╔══
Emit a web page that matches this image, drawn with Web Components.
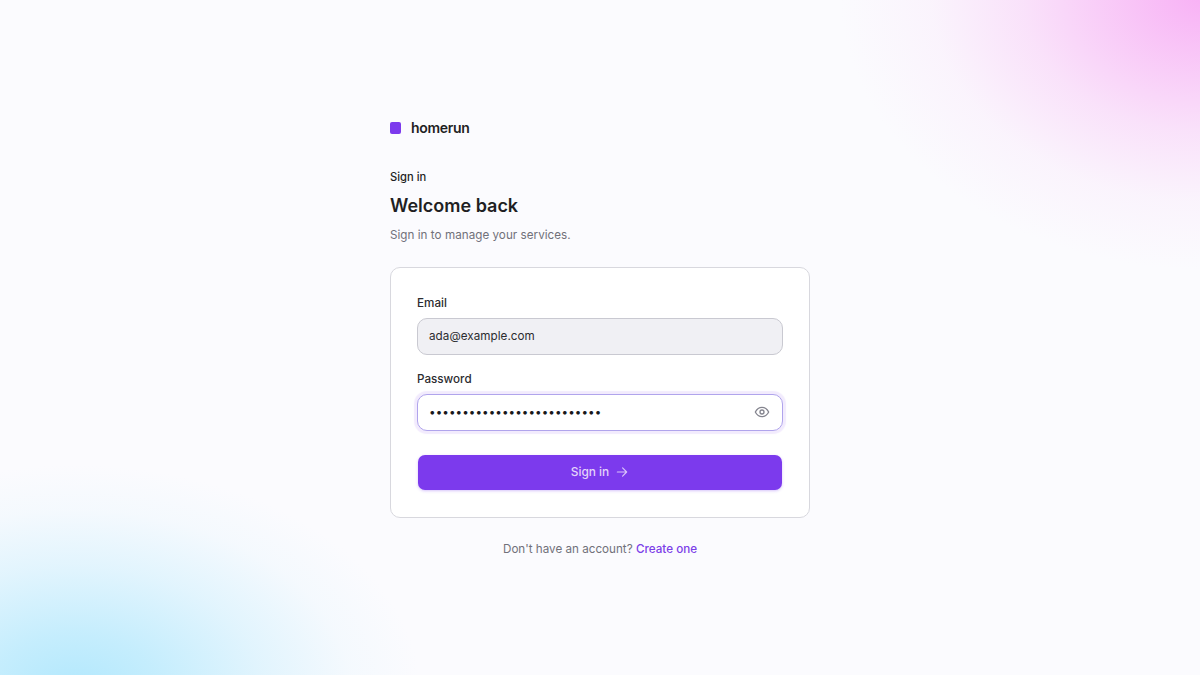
<!DOCTYPE html>
<html lang="en">
<head>
<meta charset="utf-8">
<title>homerun</title>
<style>
  html, body { margin: 0; height: 100%; }
  body { font-family: Inter, "Liberation Sans", sans-serif; }
  login-page a { color: #7c40e8; font-weight: 500; text-decoration: none; }
</style>
</head>
<body>
<login-page>
  <brand-mark slot="brand">homerun</brand-mark>
  <page-heading slot="heading" eyebrow="Sign in" title="Welcome back" sub="Sign in to manage your services."></page-heading>
  <login-card slot="card">
    <text-field label="Email" value="ada@example.com" filled></text-field>
    <text-field label="Password" value="••••••••••••••••••••••••••" focused secret></text-field>
    <submit-button>Sign in</submit-button>
  </login-card>
  <span slot="foot">Don't have an account? <a href="#">Create one</a></span>
</login-page>

<script>
class loginPage extends HTMLElement {
    connectedCallback() {
        const shadowRoot = this.attachShadow({mode: 'open'});
        shadowRoot.innerHTML = `<style>
        :host{
            display: flex;
            flex-direction: column;
            align-items: center;
            justify-content: center;
            width: 1200px;
            height: 675px;
            overflow: hidden;
            background:
              radial-gradient(ellipse 365px 275px at 1205px -5px, rgba(248,176,245,1) 0%, rgba(248,190,246,.82) 25%, rgba(248,205,247,.55) 50%, rgba(249,225,249,.28) 75%, rgba(251,251,254,0) 100%),
              radial-gradient(ellipse 345px 225px at 75px 690px, rgba(178,232,253,1) 0%, rgba(188,235,253,.85) 25%, rgba(205,239,253,.55) 55%, rgba(225,244,253,.25) 80%, rgba(251,251,254,0) 100%),
              #fbfbfe;
        }
        .col{
            width: 420px;
            display: flex;
            flex-direction: column;
        }
        .foot{
            margin-top: 23px;
            text-align: center;
            font-size: 11.67px;
            line-height: 16px;
            color: #71717a;
        }
        </style>
        <div class="col">
            <slot name="brand"></slot>
            <slot name="heading"></slot>
            <slot name="card"></slot>
            <div class="foot"><slot name="foot"></slot></div>
        </div>`;
    }
}
customElements.define('login-page', loginPage);

class brandMark extends HTMLElement {
    connectedCallback() {
        const shadowRoot = this.attachShadow({mode: 'open'});
        shadowRoot.innerHTML = `<style>
        :host{
            display: flex;
            align-items: center;
            gap: 10px;
            height: 18px;
            font-size: 14px;
            font-weight: 600;
            letter-spacing: -0.3px;
            color: #1f1f23;
        }
        i{
            width: 11px;
            height: 12px;
            border-radius: 2px;
            background: #7c3aed;
        }
        </style><i></i><slot></slot>`;
    }
}
customElements.define('brand-mark', brandMark);

class pageHeading extends HTMLElement {
    connectedCallback() {
        const shadowRoot = this.attachShadow({mode: 'open'});
        shadowRoot.innerHTML = `<style>
        :host{
            display: block;
            margin: 32px 0 23px;
            color: #1f1f23;
        }
        .eyebrow{ font-size: 11.2px; font-weight: 500; line-height: 16px; }
        h1{ margin: 7px 0 0; font-size: 18px; font-weight: 600; line-height: 28px; }
        p{ margin: 6px 0 0; font-size: 11.67px; line-height: 18px; letter-spacing: 0.03px; color: #71717a; }
        </style>
        <div class="eyebrow">${this.getAttribute('eyebrow')}</div>
        <h1>${this.getAttribute('title')}</h1>
        <p>${this.getAttribute('sub')}</p>`;
    }
}
customElements.define('page-heading', pageHeading);

class loginCard extends HTMLElement {
    connectedCallback() {
        const shadowRoot = this.attachShadow({mode: 'open'});
        shadowRoot.innerHTML = `<style>
        :host{
            display: flex;
            flex-direction: column;
            gap: 15px;
            box-sizing: border-box;
            padding: 26px 26px 27px;
            background: #fff;
            border: 1px solid #d8d8de;
            border-radius: 10px;
        }
        </style><slot></slot>`;
    }
}
customElements.define('login-card', loginCard);

class textField extends HTMLElement {
    connectedCallback() {
        const eye = `<svg width="16" height="16" viewBox="0 0 24 24" fill="none" stroke="#85858f" stroke-width="2" stroke-linecap="round" stroke-linejoin="round"><path d="M2 12s3.6-7 10-7 10 7 10 7-3.6 7-10 7-10-7-10-7z"/><circle cx="12" cy="12" r="3"/></svg>`;
        const shadowRoot = this.attachShadow({mode: 'open'});
        shadowRoot.innerHTML = `<style>
        :host{ display: block; }
        label{
            display: block;
            padding-top: 1px;
            margin-bottom: 7px;
            font-size: 11.67px;
            font-weight: 500;
            line-height: 16px;
            color: #2c2c30;
        }
        .box{
            display: flex;
            align-items: center;
            justify-content: space-between;
            box-sizing: border-box;
            height: 37px;
            padding: 0 12px 0 11px;
            border: 1px solid #c9c9d1;
            border-radius: 10px;
            font-size: 11.67px;
            letter-spacing: 0.05px;
            color: #2c2c30;
            background: #fff;
        }
        :host([filled]) .box{ background: #f0f0f4; }
        :host([focused]) .box{
            border-color: #b0a4ec;
            box-shadow: 0 0 1px 3px rgba(124,58,237,.10);
        }
        :host([secret]) .val{ color: #18181b; letter-spacing: 0.07px; }
        svg{ display: block; }
        </style>
        <label>${this.getAttribute('label')}</label>
        <div class="box"><span class="val">${this.getAttribute('value')}</span>${this.hasAttribute('secret') ? eye : ''}</div>`;
    }
}
customElements.define('text-field', textField);

class submitButton extends HTMLElement {
    connectedCallback() {
        const shadowRoot = this.attachShadow({mode: 'open'});
        shadowRoot.innerHTML = `<style>
        :host{
            display: flex;
            align-items: center;
            justify-content: center;
            gap: 6px;
            box-sizing: border-box;
            margin: 9px 1px 0;
            height: 35px;
            padding-bottom: 2px;
            border-radius: 7px;
            background: #7c3aed;
            box-shadow: 0 1px 3px rgba(124,58,237,.3);
            color: #e3d3fa;
            font-size: 11.9px;
            font-weight: 500;
        }
        svg{ display: block; margin-top: 2px; }
        </style><slot></slot>
        <svg width="14" height="14" viewBox="0 0 24 24" fill="none" stroke="#d9c4f9" stroke-width="2" stroke-linecap="round" stroke-linejoin="round"><path d="M4 12h16M13 5l7 7-7 7"/></svg>`;
    }
}
customElements.define('submit-button', submitButton);
</script>
</body>
</html>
╚══
_WHAT TO DO_. Copy the whole listing above word for word but do not carry over the pictures.

_COMPLETE OUTPUT_.
Emit a web page that matches this image, drawn with Web Components.
<!DOCTYPE html>
<html lang="en">
<head>
<meta charset="utf-8">
<title>homerun</title>
<style>
  html, body { margin: 0; height: 100%; }
  body { font-family: Inter, "Liberation Sans", sans-serif; }
  login-page a { color: #7c40e8; font-weight: 500; text-decoration: none; }
</style>
</head>
<body>
<login-page>
  <brand-mark slot="brand">homerun</brand-mark>
  <page-heading slot="heading" eyebrow="Sign in" title="Welcome back" sub="Sign in to manage your services."></page-heading>
  <login-card slot="card">
    <text-field label="Email" value="ada@example.com" filled></text-field>
    <text-field label="Password" value="••••••••••••••••••••••••••" focused secret></text-field>
    <submit-button>Sign in</submit-button>
  </login-card>
  <span slot="foot">Don't have an account? <a href="#">Create one</a></span>
</login-page>

<script>
class loginPage extends HTMLElement {
    connectedCallback() {
        const shadowRoot = this.attachShadow({mode: 'open'});
        shadowRoot.innerHTML = `<style>
        :host{
            display: flex;
            flex-direction: column;
            align-items: center;
            justify-content: center;
            width: 1200px;
            height: 675px;
            overflow: hidden;
            background:
              radial-gradient(ellipse 365px 275px at 1205px -5px, rgba(248,176,245,1) 0%, rgba(248,190,246,.82) 25%, rgba(248,205,247,.55) 50%, rgba(249,225,249,.28) 75%, rgba(251,251,254,0) 100%),
              radial-gradient(ellipse 345px 225px at 75px 690px, rgba(178,232,253,1) 0%, rgba(188,235,253,.85) 25%, rgba(205,239,253,.55) 55%, rgba(225,244,253,.25) 80%, rgba(251,251,254,0) 100%),
              #fbfbfe;
        }
        .col{
            width: 420px;
            display: flex;
            flex-direction: column;
        }
        .foot{
            margin-top: 23px;
            text-align: center;
            font-size: 11.67px;
            line-height: 16px;
            color: #71717a;
        }
        </style>
        <div class="col">
            <slot name="brand"></slot>
            <slot name="heading"></slot>
            <slot name="card"></slot>
            <div class="foot"><slot name="foot"></slot></div>
        </div>`;
    }
}
customElements.define('login-page', loginPage);

class brandMark extends HTMLElement {
    connectedCallback() {
        const shadowRoot = this.attachShadow({mode: 'open'});
        shadowRoot.innerHTML = `<style>
        :host{
            display: flex;
            align-items: center;
            gap: 10px;
            height: 18px;
            font-size: 14px;
            font-weight: 600;
            letter-spacing: -0.3px;
            color: #1f1f23;
        }
        i{
            width: 11px;
            height: 12px;
            border-radius: 2px;
            background: #7c3aed;
        }
        </style><i></i><slot></slot>`;
    }
}
customElements.define('brand-mark', brandMark);

class pageHeading extends HTMLElement {
    connectedCallback() {
        const shadowRoot = this.attachShadow({mode: 'open'});
        shadowRoot.innerHTML = `<style>
        :host{
            display: block;
            margin: 32px 0 23px;
            color: #1f1f23;
        }
        .eyebrow{ font-size: 11.2px; font-weight: 500; line-height: 16px; }
        h1{ margin: 7px 0 0; font-size: 18px; font-weight: 600; line-height: 28px; }
        p{ margin: 6px 0 0; font-size: 11.67px; line-height: 18px; letter-spacing: 0.03px; color: #71717a; }
        </style>
        <div class="eyebrow">${this.getAttribute('eyebrow')}</div>
        <h1>${this.getAttribute('title')}</h1>
        <p>${this.getAttribute('sub')}</p>`;
    }
}
customElements.define('page-heading', pageHeading);

class loginCard extends HTMLElement {
    connectedCallback() {
        const shadowRoot = this.attachShadow({mode: 'open'});
        shadowRoot.innerHTML = `<style>
        :host{
            display: flex;
            flex-direction: column;
            gap: 15px;
            box-sizing: border-box;
            padding: 26px 26px 27px;
            background: #fff;
            border: 1px solid #d8d8de;
            border-radius: 10px;
        }
        </style><slot></slot>`;
    }
}
customElements.define('login-card', loginCard);

class textField extends HTMLElement {
    connectedCallback() {
        const eye = `<svg width="16" height="16" viewBox="0 0 24 24" fill="none" stroke="#85858f" stroke-width="2" stroke-linecap="round" stroke-linejoin="round"><path d="M2 12s3.6-7 10-7 10 7 10 7-3.6 7-10 7-10-7-10-7z"/><circle cx="12" cy="12" r="3"/></svg>`;
        const shadowRoot = this.attachShadow({mode: 'open'});
        shadowRoot.innerHTML = `<style>
        :host{ display: block; }
        label{
            display: block;
            padding-top: 1px;
            margin-bottom: 7px;
            font-size: 11.67px;
            font-weight: 500;
            line-height: 16px;
            color: #2c2c30;
        }
        .box{
            display: flex;
            align-items: center;
            justify-content: space-between;
            box-sizing: border-box;
            height: 37px;
            padding: 0 12px 0 11px;
            border: 1px solid #c9c9d1;
            border-radius: 10px;
            font-size: 11.67px;
            letter-spacing: 0.05px;
            color: #2c2c30;
            background: #fff;
        }
        :host([filled]) .box{ background: #f0f0f4; }
        :host([focused]) .box{
            border-color: #b0a4ec;
            box-shadow: 0 0 1px 3px rgba(124,58,237,.10);
        }
        :host([secret]) .val{ color: #18181b; letter-spacing: 0.07px; }
        svg{ display: block; }
        </style>
        <label>${this.getAttribute('label')}</label>
        <div class="box"><span class="val">${this.getAttribute('value')}</span>${this.hasAttribute('secret') ? eye : ''}</div>`;
    }
}
customElements.define('text-field', textField);

class submitButton extends HTMLElement {
    connectedCallback() {
        const shadowRoot = this.attachShadow({mode: 'open'});
        shadowRoot.innerHTML = `<style>
        :host{
            display: flex;
            align-items: center;
            justify-content: center;
            gap: 6px;
            box-sizing: border-box;
            margin: 9px 1px 0;
            height: 35px;
            padding-bottom: 2px;
            border-radius: 7px;
            background: #7c3aed;
            box-shadow: 0 1px 3px rgba(124,58,237,.3);
            color: #e3d3fa;
            font-size: 11.9px;
            font-weight: 500;
        }
        svg{ display: block; margin-top: 2px; }
        </style><slot></slot>
        <svg width="14" height="14" viewBox="0 0 24 24" fill="none" stroke="#d9c4f9" stroke-width="2" stroke-linecap="round" stroke-linejoin="round"><path d="M4 12h16M13 5l7 7-7 7"/></svg>`;
    }
}
customElements.define('submit-button', submitButton);
</script>
</body>
</html>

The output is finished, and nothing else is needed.